Timing many-body processes in small quantum systems

The rapid light-source development is advancing on several frontiers. One is the quest for ever shorter light-pulses. Attosecond light-bursts enable experiments that follow the dynamics of the electrons.

Here time-resolved photoionization experiments have already revealed previously unattainable electron escape times and the possibilities to clock quantum mechanical processes is booming. The key is to get hold of both phase and amplitude of the time-dependent electronic wave-packets.

We build theoretical and computational tools for the interpretation and quantitative description of experimental observations with attosecond light sources, in close contact with experimental groups.

Our aim is to study the zoo of screening and relaxation events that are initiated when electrons are ionized from deeper energy levels.

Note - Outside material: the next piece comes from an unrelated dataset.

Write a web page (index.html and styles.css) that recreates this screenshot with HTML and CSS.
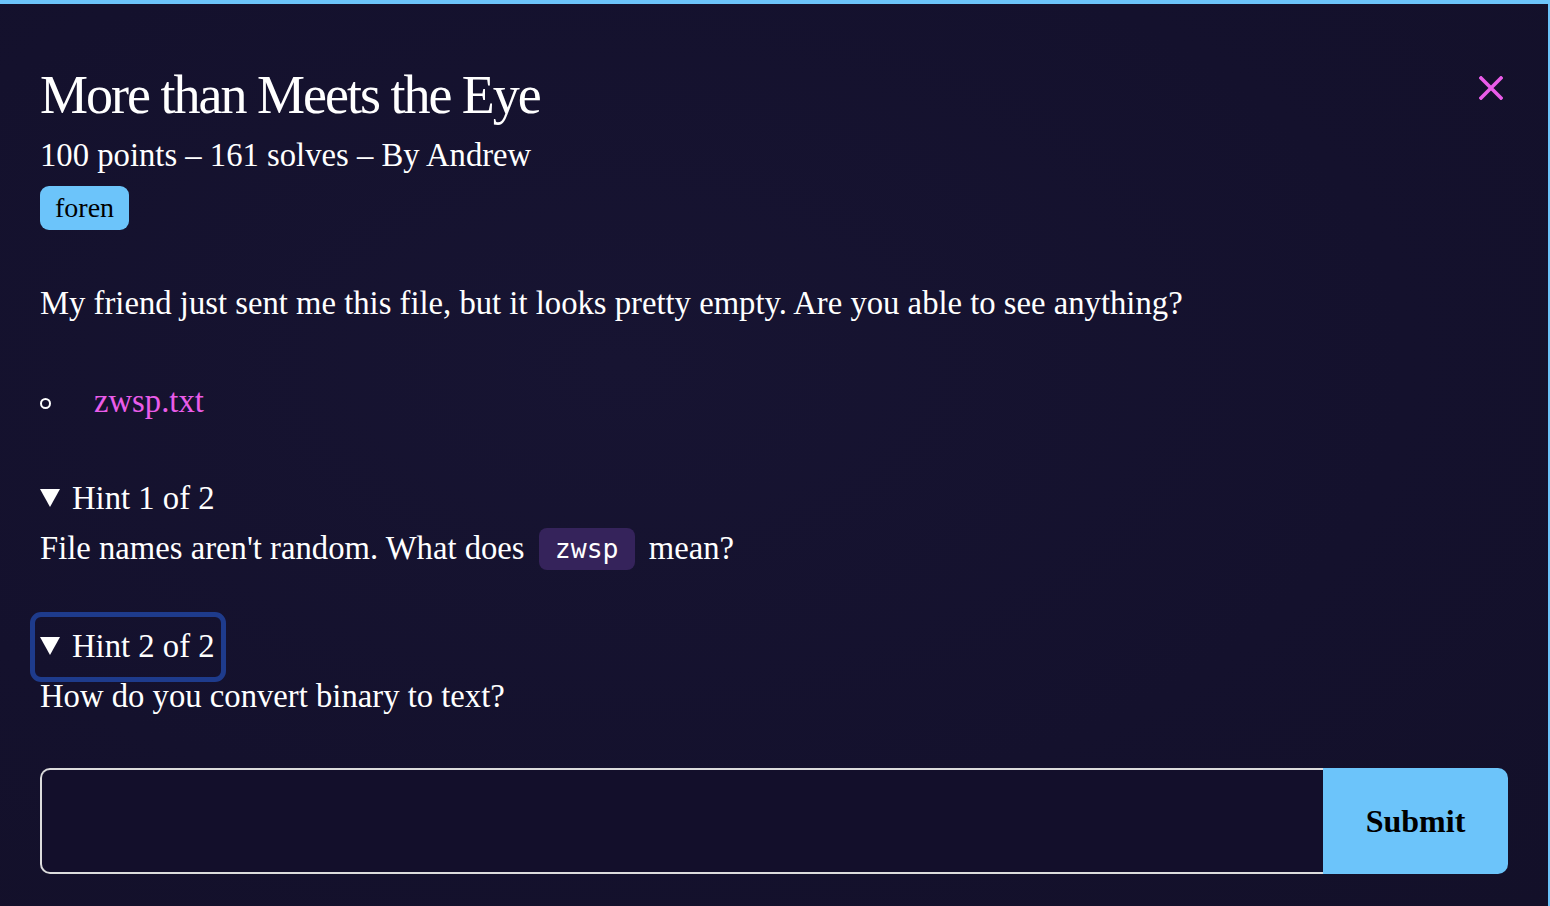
FILE: index.html
```html
<!DOCTYPE html>
<html>
<head>
<meta charset="utf-8">
<link rel="stylesheet" href="styles.css">
</head>
<body>
<div class="frame">
  <div class="modal">
    <div class="head">
      <div class="head-text">
        <h1 class="title">More than Meets the Eye</h1>
        <div class="meta">100 points – 161 solves – By Andrew</div>
        <div class="tags"><span class="tag">foren</span></div>
      </div>
      <button class="close" aria-label="Close">
        <svg width="24" height="24" viewBox="0 0 24 24"><path d="M2 2 L22 22 M22 2 L2 22" stroke="#ea5ce9" stroke-width="3.6" stroke-linecap="square" fill="none"/></svg>
      </button>
    </div>
    <p class="desc">My friend just sent me this file, but it looks pretty empty. Are you able to see anything?</p>
    <ul class="files">
      <li class="file-item"><a class="file-link" href="#">zwsp.txt</a></li>
    </ul>
    <details class="hint hint-first" open>
      <summary class="hint-sum">Hint 1 of 2</summary>
      <div class="hint-body">File names aren't random. What does <code class="code">zwsp</code> mean?</div>
    </details>
    <details class="hint hint-second" open>
      <summary class="hint-sum focused">Hint 2 of 2</summary>
      <div class="hint-body">How do you convert binary to text?</div>
    </details>
    <form class="flag-form">
      <input class="flag-input" type="text">
      <button class="submit" type="button">Submit</button>
    </form>
  </div>
</div>
</body>
</html>
```
FILE: styles.css
```css
html, body {
  margin: 0;
  padding: 0;
  height: 100%;
}
body {
  background: #14112d;
  font-family: "Liberation Serif", "Times New Roman", serif;
  color: #ffffff;
}
.frame {
  box-sizing: border-box;
  height: 906px;
  border-top: 4px solid #6cc4fa;
  border-right: 2px solid #6cc4fa;
  background: radial-gradient(ellipse at 40% 40%, #171432 0%, #14112d 60%, #131029 100%);
  overflow: hidden;
}
.modal {
  padding: 0 40px 0 40px;
  font-size: 32.7px;
  line-height: 40px;
}
.head {
  display: flex;
  justify-content: space-between;
  align-items: flex-start;
}
.title {
  margin: 0;
  padding-top: 60px;
  font-weight: normal;
  font-size: 54px;
  line-height: 62px;
  letter-spacing: -2px;
}
.meta {
  margin-top: 9px;
}
.tags {
  margin-top: 11px;
  display: flex;
}
.tag {
  background: #6cc4fa;
  color: #000;
  font-size: 28px;
  line-height: 44px;
  padding: 0 15px;
  border-radius: 9px;
}
.close {
  margin-top: 72px;
  margin-right: 5px;
  background: none;
  border: 0;
  padding: 0;
  width: 24px;
  height: 24px;
  display: flex;
}
.desc {
  margin: 53px 0 0;
}
.files {
  list-style: none;
  margin: 58px 0 0;
  padding: 0;
}
.file-item {
  display: flex;
  align-items: baseline;
}
.file-item::before {
  content: "";
  box-sizing: border-box;
  width: 11px;
  height: 11px;
  border: 2px solid #fff;
  border-radius: 50%;
  margin-right: 43px;
  align-self: center;
  position: relative;
  top: 2px;
}
.file-link {
  color: #ea5ce9;
  text-decoration: none;
}
.hint-first {
  margin-top: 57px;
}
.hint-second {
  margin-top: 56px;
}
.hint-sum {
  display: inline-block;
  list-style: none;
  cursor: pointer;
  padding: 4px 1px 6px 0;
  margin: -4px 0 -6px 0;
}
.hint-sum::-webkit-details-marker {
  display: none;
}
.hint-sum::before {
  content: "";
  display: inline-block;
  width: 0;
  height: 0;
  border-left: 10.5px solid transparent;
  border-right: 10.5px solid transparent;
  border-top: 18px solid #fff;
  margin-right: 12px;
  vertical-align: 2px;
}
.focused {
  outline: 5px solid #1e3b8c;
  outline-offset: 5px;
  border-radius: 1px;
}
.hint-body {
  margin-top: 10px;
}
.code {
  display: inline-block;
  font-family: "DejaVu Sans Mono", monospace;
  font-size: 26.5px;
  line-height: 42px;
  background: #35235b;
  border-radius: 8px;
  padding: 0 16px;
  margin: 0 6px;
  vertical-align: 1px;
}
.flag-form {
  display: flex;
  margin-top: 52px;
  height: 106px;
}
.flag-input {
  flex: 1;
  box-sizing: border-box;
  height: 106px;
  background: #130f2b;
  border: 2px solid #dcdcdc;
  border-right: 0;
  border-radius: 10px 0 0 10px;
  margin: 0;
  outline: none;
  color: #fff;
}
.submit {
  width: 185px;
  height: 106px;
  background: #6cc4fa;
  border: 0;
  border-radius: 0 10px 10px 0;
  font-family: "Liberation Serif", "Times New Roman", serif;
  font-weight: bold;
  font-size: 32px;
  color: #000;
  padding: 0;
  margin: 0;
}
```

Important questions are the duration of different processes, the relative time when secondary electrons appear in the continuum, its dependence on the coherence of the particles, and the reality of time-order in quantum mechanical systems.Another frontier concerns intensity. A number of current projects strive for extreme light fields.

Their realization will lead to a novel importance of magnetic interactions, and to electrons driven to relativistic velocities. The need for relativistic time-domain calculations is obvious.

We develop reliable and efficient methods to solve the full-dimensional time-dependent Dirac equation for atoms exposed to extreme fields.